Your goal: What lines of the data hold the string "index"? Pull each one out.

Supplied data:
§ §

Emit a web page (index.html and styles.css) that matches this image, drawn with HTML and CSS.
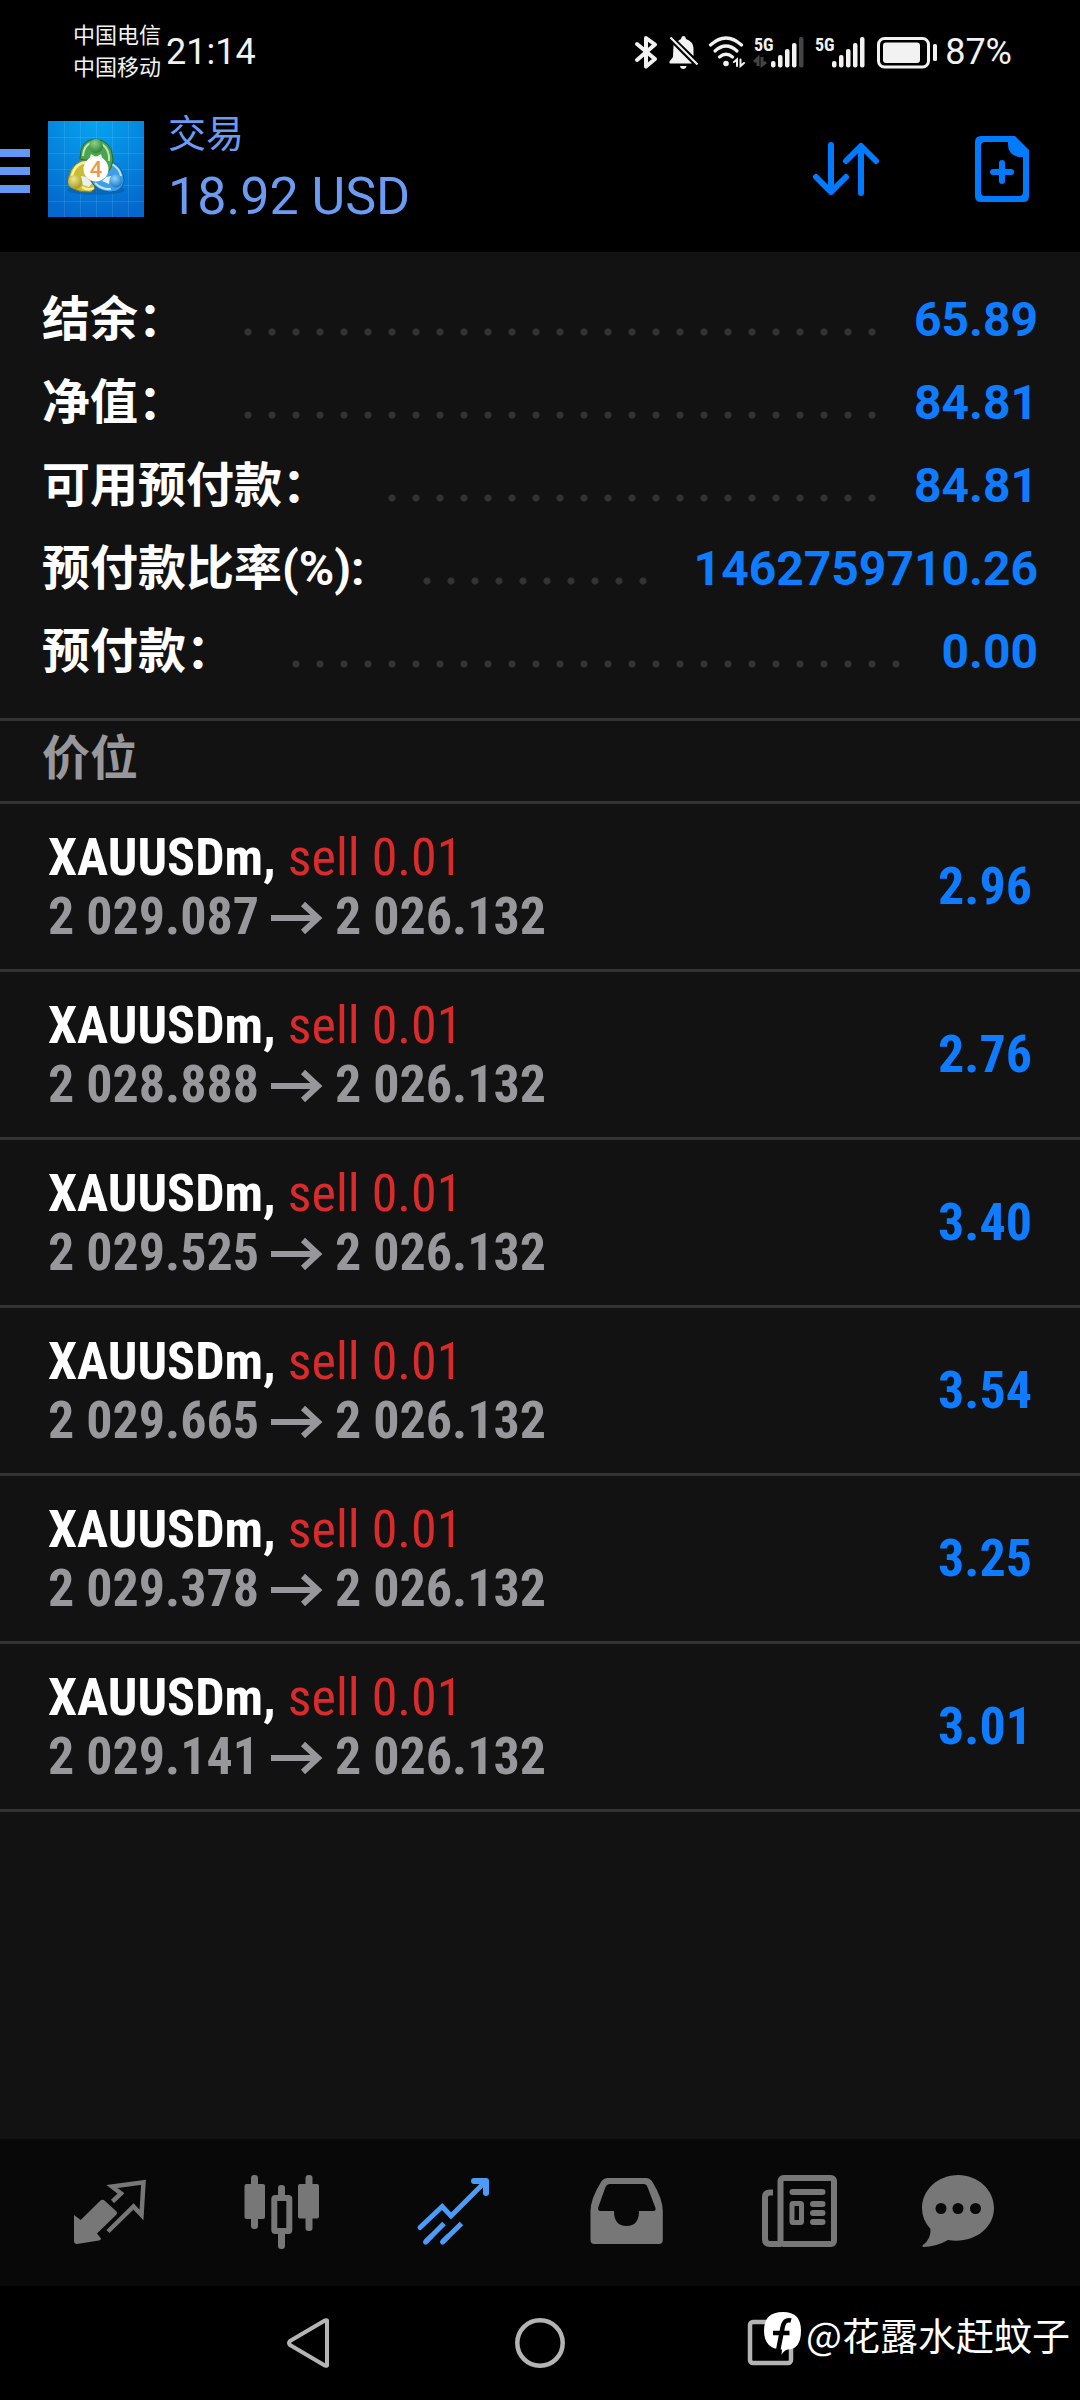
FILE: index.html
```html
<!DOCTYPE html>
<html lang="zh-CN">
<head>
    <meta charset="UTF-8">
    <meta name="viewport" content="width=device-width, initial-scale=1">
    <title>交易</title>
    <link rel="stylesheet" href="styles.css">
</head>
<body>
    <!-- shared icon shapes -->
    <svg class="sprite" width="0" height="0" aria-hidden="true">
        <symbol id="arrow" viewBox="0 0 52 32">
            <path d="M0 16 H47 M32 2 L47 16 L32 30" fill="none" stroke="currentColor" stroke-width="6"/>
        </symbol>
    </svg>

    <!-- === STATUS BAR === -->
    <div class="statusbar">
        <div class="carriers">
            <span>中国电信</span>
            <span>中国移动</span>
        </div>
        <span class="clock">21:14</span>
        <div class="status-icons">
            <svg width="26" height="36" viewBox="0 0 26 36" fill="none" stroke="#f2f2f2" stroke-width="4" stroke-linejoin="round" stroke-linecap="round">
                <path d="M3 10 L21 25 L12 32.500 V4 L21 10.500 L3 26"/>
            </svg>
            <svg width="32" height="36" viewBox="0 0 32 36" fill="#f2f2f2">
                <path d="M10 7 Q12 5.500 13 5 Q13.500 2 15.500 2 Q17.500 2 18 5 Q25 7.500 25.500 14 V22 Z"/>
                <path d="M5.500 11 L24 29.500 H2 Q1 29 1.500 27.500 L5 23 Z"/>
                <path d="M12 32 H18.500 Q18 35 15.200 35 Q12.500 35 12 32 Z"/>
                <path d="M2.500 3.500 L29.500 30.500" stroke="#f2f2f2" stroke-width="2.200"/>
            </svg>
            <svg width="37" height="36" viewBox="0 0 37 36" fill="none" stroke="#f2f2f2" stroke-width="3.200" stroke-linecap="round">
                <path d="M2.500 11 Q18 -3 33.500 11"/>
                <path d="M7 17 Q18 7 29 17"/>
                <path d="M11.500 23 Q18 17.500 24.500 23"/>
                <circle cx="18" cy="29.500" r="2.800" fill="#f2f2f2" stroke="none"/>
                <path d="M26 28 L29 25.500 V32 M32.500 25.500 V32 L36 29" stroke-width="2"/>
            </svg>
            <svg width="53" height="36" viewBox="0 0 53 36" fill="#f2f2f2">
                <text class="net" x="1" y="17">5G</text>
                <path d="M1 28 L5 24 V32 M9 23 V31 L13 28" fill="none" stroke="#444" stroke-width="3"/>
                <rect x="18" y="27" width="4.500" height="6.500" rx="2"/>
                <rect x="25" y="21" width="4.500" height="12.500" rx="2"/>
                <rect x="32" y="15" width="4.500" height="18.500" rx="2"/>
                <rect x="39" y="9" width="4.500" height="24.500" rx="2"/>
                <rect x="46" y="3" width="4.500" height="30.500" rx="2" fill="#444"/>
            </svg>
            <svg width="55" height="36" viewBox="0 0 55 36" fill="#f2f2f2">
                <text class="net" x="1" y="17">5G</text>
                <rect x="18" y="27" width="4.500" height="6.500" rx="2"/>
                <rect x="25" y="21" width="4.500" height="12.500" rx="2"/>
                <rect x="32" y="15" width="4.500" height="18.500" rx="2"/>
                <rect x="39" y="9" width="4.500" height="24.500" rx="2"/>
                <rect x="46" y="3" width="4.500" height="30.500" rx="2"/>
            </svg>
            <svg width="60" height="36" viewBox="0 0 60 36" fill="#f2f2f2">
                <rect x="1.500" y="4.500" width="50" height="28.500" rx="6" fill="none" stroke="#f2f2f2" stroke-width="3"/>
                <rect x="6" y="8.500" width="37" height="20.500" rx="3"/>
                <rect x="56" y="10" width="4" height="17" rx="1.500"/>
            </svg>
            <span class="battery">87%</span>
        </div>
    </div>

    <!-- === APP BAR === -->
    <header class="appbar">
        <button class="menu-btn" aria-label="菜单">
            <svg width="30" height="48" viewBox="0 0 30 48" fill="#6399f5">
                <rect y="4" width="30" height="8"/>
                <rect y="22" width="30" height="8"/>
                <rect y="40" width="30" height="8"/>
            </svg>
        </button>
        <svg class="logo" width="96" height="96" viewBox="0 0 96 96">
            <defs>
                <radialGradient id="sky" cx="50%" cy="0%" r="100%">
                    <stop offset="0" stop-color="#06a4f0"/>
                    <stop offset="1" stop-color="#0468cc"/>
                </radialGradient>
                <radialGradient id="green" cx="40%" cy="30%" r="80%">
                    <stop offset="0" stop-color="#8fd08a"/>
                    <stop offset="1" stop-color="#1f7a2c"/>
                </radialGradient>
                <radialGradient id="yellow" cx="40%" cy="30%" r="80%">
                    <stop offset="0" stop-color="#f0e88a"/>
                    <stop offset="1" stop-color="#9c8f14"/>
                </radialGradient>
                <radialGradient id="blue" cx="40%" cy="30%" r="80%">
                    <stop offset="0" stop-color="#8fd4fb"/>
                    <stop offset="1" stop-color="#0b6fc0"/>
                </radialGradient>
            </defs>
            <rect width="96" height="96" fill="url(#sky)"/>
            <path d="M0 16.500 H96 M0 32.500 H96 M0 48.500 H96 M0 64.500 H96 M0 80.500 H96 M16.500 0 V96 M32.500 0 V96 M48.500 0 V96 M64.500 0 V96 M80.500 0 V96" stroke="#fff" stroke-opacity="0.1"/>
            <ellipse cx="48" cy="69" rx="29" ry="5" fill="#034f9c" opacity="0.4"/>
            <!-- yellow figure -->
            <path d="M43 38 Q24 38 20 58 Q21 72 43 71 Q50 66 44 58 Z" fill="#c9bc35" stroke="#7f7718"/>
            <path d="M42 41 Q27 41 24 55 M34 66 Q40 70 46 67" fill="none" stroke="#f6f0a0" stroke-width="2.500"/>
            <path d="M33 55 L38 56 L44 62 L41 66 L35 64 Z" fill="#e9f0ee"/>
            <!-- blue figure -->
            <path d="M62 40 Q76 46 76 60 Q74 71 62 71 Q48 70 43 60 L56 58 Z" fill="#3f9fe6" stroke="#135c9e"/>
            <path d="M64 43 Q72 48 73 55 M47 62 Q54 69 63 68" fill="none" stroke="#bfe5ff" stroke-width="2"/>
            <path d="M58 56 L63 55 L61 63 L54 60 Z" fill="#e4f0f8"/>
            <!-- green figure -->
            <path d="M32 38 Q32 18 48 18 Q64 20 65 38 Q64 48 58 53 L55 40 L36 39 Z" fill="#4ca350" stroke="#226b2b"/>
            <path d="M35 35 Q36 24 43 22 M54 23 Q62 29 61 40" fill="none" stroke="#c0e6b8" stroke-width="2"/>
            <path d="M43 33 L48 36 L53 33 L55 39 H41 Z" fill="#e6f2e4"/>
            <circle cx="48" cy="25" r="7" fill="url(#green)"/>
            <circle cx="27" cy="61" r="7" fill="url(#yellow)"/>
            <circle cx="68" cy="60" r="6.500" fill="url(#blue)"/>
            <circle cx="48" cy="48" r="12.500" fill="#fff"/>
            <text class="logo-num" x="48" y="56" text-anchor="middle">4</text>
        </svg>
        <div class="titles">
            <h1 class="title">交易</h1>
            <span class="amount">18.92 USD</span>
        </div>
        <div class="actions">
            <button aria-label="排序">
                <svg width="66" height="66" viewBox="0 0 66 66" fill="none" stroke="#007aff" stroke-width="6" stroke-linecap="round" stroke-linejoin="round">
                    <path d="M18 9 V56 M3 41 L18 56 L33 41"/>
                    <path d="M48 57 V10 M33 25 L48 10 L63 25"/>
                </svg>
            </button>
            <button aria-label="新订单">
                <svg width="54" height="66" viewBox="0 0 54 66" fill="#007aff">
                    <path fill-rule="evenodd" d="M6 0 H40 L54 14 V60 Q54 66 48 66 H6 Q0 66 0 60 V6 Q0 0 6 0 Z M10 6 Q6 6 6 10 V56 Q6 60 10 60 H44 Q48 60 48 56 V21 H43 Q33 18 33 9 V6 Z"/>
                    <path d="M18 36 H36 M27 27 V45" stroke="#007aff" stroke-width="6" stroke-linecap="round"/>
                </svg>
            </button>
        </div>
    </header>

    <main class="content">
        <!-- === ACCOUNT SUMMARY === -->
        <dl class="summary">
            <div class="summary-row"><dt>结余：</dt><dd>65.89</dd></div>
            <div class="summary-row"><dt>净值：</dt><dd>84.81</dd></div>
            <div class="summary-row"><dt>可用预付款：</dt><dd>84.81</dd></div>
            <div class="summary-row"><dt>预付款比率(%):</dt><dd>1462759710.26</dd></div>
            <div class="summary-row"><dt>预付款：</dt><dd>0.00</dd></div>
        </dl>

        <!-- === POSITIONS === -->
        <h2 class="section-title">价位</h2>
        <ul class="positions">
            <li class="position">
                <div>
                    <p class="symbol">XAUUSDm, <span class="sell">sell 0.01</span></p>
                    <p class="prices">2 029.087 <svg class="arrow"><use href="#arrow"/></svg> 2 026.132</p>
                </div>
                <span class="profit">2.96</span>
            </li>
            <li class="position">
                <div>
                    <p class="symbol">XAUUSDm, <span class="sell">sell 0.01</span></p>
                    <p class="prices">2 028.888 <svg class="arrow"><use href="#arrow"/></svg> 2 026.132</p>
                </div>
                <span class="profit">2.76</span>
            </li>
            <li class="position">
                <div>
                    <p class="symbol">XAUUSDm, <span class="sell">sell 0.01</span></p>
                    <p class="prices">2 029.525 <svg class="arrow"><use href="#arrow"/></svg> 2 026.132</p>
                </div>
                <span class="profit">3.40</span>
            </li>
            <li class="position">
                <div>
                    <p class="symbol">XAUUSDm, <span class="sell">sell 0.01</span></p>
                    <p class="prices">2 029.665 <svg class="arrow"><use href="#arrow"/></svg> 2 026.132</p>
                </div>
                <span class="profit">3.54</span>
            </li>
            <li class="position">
                <div>
                    <p class="symbol">XAUUSDm, <span class="sell">sell 0.01</span></p>
                    <p class="prices">2 029.378 <svg class="arrow"><use href="#arrow"/></svg> 2 026.132</p>
                </div>
                <span class="profit">3.25</span>
            </li>
            <li class="position">
                <div>
                    <p class="symbol">XAUUSDm, <span class="sell">sell 0.01</span></p>
                    <p class="prices">2 029.141 <svg class="arrow"><use href="#arrow"/></svg> 2 026.132</p>
                </div>
                <span class="profit">3.01</span>
            </li>
        </ul>
    </main>

    <!-- === TABS === -->
    <nav class="tabs">
        <a href="#quotes" class="tab" aria-label="行情">
            <svg width="108" height="147" viewBox="0 0 108 147">
                <path d="M18 76 L24.700 81 L44 62 Q46.400 59.500 49 62 L60 72 Q62 74 60 76 L41 94.500 L45 99.500 Q45 101 43 101.500 L21 105 Q18 105 18 102 Z" fill="currentColor"/>
                <path d="M56.500 62.500 L65 54.500 L56 47.500 L87.500 43.300 L85.500 76 L77.500 67.500 L52 92.500" fill="none" stroke="currentColor" stroke-width="4.500"/>
            </svg>
        </a>
        <a href="#chart" class="tab" aria-label="图表">
            <svg width="108" height="147" viewBox="0 0 108 147" fill="currentColor">
                <rect x="22" y="36" width="7" height="54" rx="3"/>
                <rect x="15.500" y="45" width="20.500" height="35" rx="2"/>
                <rect x="49" y="46" width="7" height="12" rx="3"/>
                <rect x="49" y="92" width="7" height="18" rx="3"/>
                <rect x="45.300" y="59" width="15" height="33" rx="1" fill="none" stroke="currentColor" stroke-width="6"/>
                <rect x="76.500" y="36" width="7" height="56" rx="3"/>
                <rect x="69" y="45" width="21" height="34.500" rx="2"/>
            </svg>
        </a>
        <a href="#trade" class="tab tab-active" aria-label="交易">
            <svg width="108" height="147" viewBox="0 0 108 147" fill="none" stroke="currentColor" stroke-width="5">
                <path d="M19 88.500 L41.200 67.500 L50 77 L85 42" stroke-linecap="round"/>
                <path d="M73 42 H85 V54" stroke-width="6" stroke-linecap="round" stroke-linejoin="round"/>
                <path d="M24.500 103 L43 84.500 M41.500 103 L60.500 84.500"/>
                <path d="M24.500 103 L30 97.500 M41.500 103 L47 97.500" stroke-linecap="round"/>
            </svg>
        </a>
        <a href="#history" class="tab" aria-label="历史">
            <svg width="108" height="147" viewBox="0 0 108 147" fill="currentColor">
                <path fill-rule="evenodd" d="M34 39 H72 Q76 39 78.500 43 Q88.800 60 88.800 72 V101 Q88.800 105 85 105 H20.500 Q16.500 105 16.500 101 V72 Q16.500 60 27 43 Q29.500 39 34 39 Z M36 45 Q33 45 31.500 48 L24 69 Q24 72 26 72 H40 Q40 87 52.500 87 Q65 87 65 72 H79.500 Q82 72 81.500 69 L73.500 48 Q72.500 45 69.500 45 Z"/>
            </svg>
        </a>
        <a href="#news" class="tab" aria-label="新闻">
            <svg width="108" height="147" viewBox="0 0 108 147" fill="currentColor">
                <rect x="34.500" y="39" width="53.500" height="66" rx="3" fill="none" stroke="currentColor" stroke-width="6"/>
                <path d="M27 53.500 H24 Q19 53.500 19 58 V100 Q19 105 24 105 H35" fill="none" stroke="currentColor" stroke-width="6"/>
                <rect x="43.500" y="50" width="36" height="6" rx="3"/>
                <rect x="46" y="64.500" width="9.500" height="19" rx="1" fill="none" stroke="currentColor" stroke-width="5"/>
                <rect x="64" y="62" width="15.500" height="6" rx="3"/>
                <rect x="64" y="71" width="15.500" height="6" rx="3"/>
                <rect x="64" y="80" width="15.500" height="6" rx="3"/>
            </svg>
        </a>
        <a href="#messages" class="tab" aria-label="消息">
            <svg width="108" height="147" viewBox="0 0 108 147" fill="currentColor">
                <path d="M39 36 C59 36 75 51 75 69 C75 90 54 105 29 101 Q17 108 4 108 Q2.500 107 4 106 Q12 100 11.500 90 Q3 81 3 69 C3 51 19 36 39 36 Z"/>
                <g fill="#080808">
                    <circle cx="22" cy="69.500" r="5.500"/>
                    <circle cx="39" cy="69.500" r="5.500"/>
                    <circle cx="56.500" cy="69.500" r="5.500"/>
                </g>
            </svg>
        </a>
    </nav>

    <!-- === SYSTEM NAVIGATION === -->
    <div class="sysnav">
        <button aria-label="返回">
            <svg width="52" height="52" viewBox="0 0 52 52" fill="none" stroke="#b4b4b4" stroke-width="4" stroke-linejoin="round">
                <path d="M44 3.500 V48.500 Q42.500 49 41 48 L7 28 Q5 26 7 24 L41 4 Q42.500 3 44 3.500 Z"/>
            </svg>
        </button>
        <button aria-label="主页">
            <svg width="52" height="52" viewBox="0 0 52 52" fill="none" stroke="#b4b4b4" stroke-width="4.500">
                <circle cx="26" cy="26" r="22.700"/>
            </svg>
        </button>
        <button aria-label="最近任务">
            <svg width="52" height="52" viewBox="0 0 52 52" fill="none" stroke="#b4b4b4" stroke-width="4.500">
                <rect x="5" y="5" width="41" height="41" rx="3"/>
            </svg>
        </button>
        <div class="watermark">
            <svg width="38" height="44" viewBox="0 0 38 44">
                <path d="M19 0 Q37 0 37 18.500 Q37 37 24 37.500 Q20 38 17.500 43 L18 37.500 Q0 37 0 18.500 Q0 0 19 0 Z" fill="#fff"/>
                <path d="M27 8.500 Q20 6.500 18.500 16 L14 39 M9 21 H25.500" fill="none" stroke="#000" stroke-width="4.500"/>
            </svg>
            <span>@花露水赶蚊子</span>
        </div>
    </div>
</body>
</html>
```
FILE: styles.css
```css
/* === BASE STYLES === */
* {
    margin: 0;
    padding: 0;
    box-sizing: border-box;
}

body {
    display: flex;
    flex-direction: column;
    min-height: 100vh;
    font-family: Roboto, 'Noto Sans CJK SC', sans-serif;
    background: #000;
    color: #fff;
}

button {
    background: none;
    border: none;
    cursor: pointer;
}

svg {
    display: block;
}

.sprite {
    position: absolute;
}

/* === STATUS BAR === */
.statusbar {
    display: flex;
    align-items: center;
    height: 104px;
    padding: 0 68px 0 73px;
    color: #f2f2f2;
}

.carriers {
    display: flex;
    flex-direction: column;
    font-size: 22px;
    line-height: 32px;
}

.clock {
    margin-left: 5px;
    font-size: 36px;
}

.status-icons {
    display: flex;
    align-items: center;
    gap: 8px;
    margin-left: auto;
}

.net {
    font-family: 'Roboto Condensed', 'Liberation Sans Narrow', sans-serif;
    font-size: 18px;
    font-weight: 700;
}

.battery {
    font-size: 36px;
}

/* === APP BAR === */
.appbar {
    display: flex;
    align-items: center;
    padding: 6px 51px 25px 0;
}

.menu-btn {
    margin-right: 18px;
}

.logo-num {
    font-size: 22px;
    font-weight: 500;
    fill: #f0964a;
}

.titles {
    display: flex;
    flex-direction: column;
    gap: 9px;
    margin-left: 24px;
    color: #6b9bf2;
}

.title {
    font-size: 38px;
    font-weight: 400;
    line-height: 48px;
}

.amount {
    font-size: 52px;
    line-height: 60px;
}

.actions {
    display: flex;
    gap: 96px;
    margin-left: auto;
}

/* === CONTENT === */
.content {
    flex: 1;
    background: #121212;
}

.summary {
    padding: 26px 42px 25px;
}

.summary-row {
    display: flex;
    align-items: center;
    height: 83px;
    font-size: 48px;
    font-weight: 700;
    line-height: 56px;
}

.summary-row dt {
    display: flex;
    flex: 1;
    white-space: nowrap;
}

/* dotted leader between label and value */
.summary-row dt::after {
    content: '';
    flex: 1;
    height: 24px;
    margin: 28px 34px 0 50px;
    background: radial-gradient(circle, #333 3px, transparent 4px) left center / 24px 24px repeat-x;
}

.summary-row dd {
    color: #0f7bff;
}

.section-title {
    padding: 0 42px 4px;
    border-top: 3px solid #333;
    border-bottom: 3px solid #333;
    color: #98989c;
    font-size: 48px;
    font-weight: 700;
    line-height: 76px;
}

/* === POSITIONS === */
.positions {
    list-style: none;
    font-family: 'Roboto Condensed', 'Liberation Sans Narrow', sans-serif;
    font-size: 52px;
    font-weight: 700;
}

.position {
    display: flex;
    align-items: center;
    justify-content: space-between;
    height: 168px;
    padding: 0 48px;
    border-bottom: 3px solid #333;
    line-height: 59px;
}

.sell {
    color: #d92b2b;
    font-weight: 400;
}

.prices {
    color: #98989c;
}

.arrow {
    display: inline-block;
    width: 52px;
    height: 32px;
}

.profit {
    color: #0f7bff;
}

/* === TABS === */
.tabs {
    display: flex;
    padding: 0 21px 0 24px;
    background: #080808;
}

.tab {
    display: flex;
    flex: 1;
    justify-content: center;
    color: #777;
}

.tab-active {
    color: #4a9cf8;
}

/* === SYSTEM NAVIGATION === */
.sysnav {
    position: relative;
    display: flex;
    justify-content: center;
    height: 114px;
    gap: 179px;
}

.watermark {
    position: absolute;
    right: 10px;
    top: 20px;
    display: flex;
    align-items: center;
    gap: 4px;
    font-family: 'Noto Sans CJK SC', sans-serif;
    font-size: 38px;
}
```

§ §

Final answer:
Emit a web page (index.html and styles.css) that matches this image, drawn with HTML and CSS.
FILE: index.html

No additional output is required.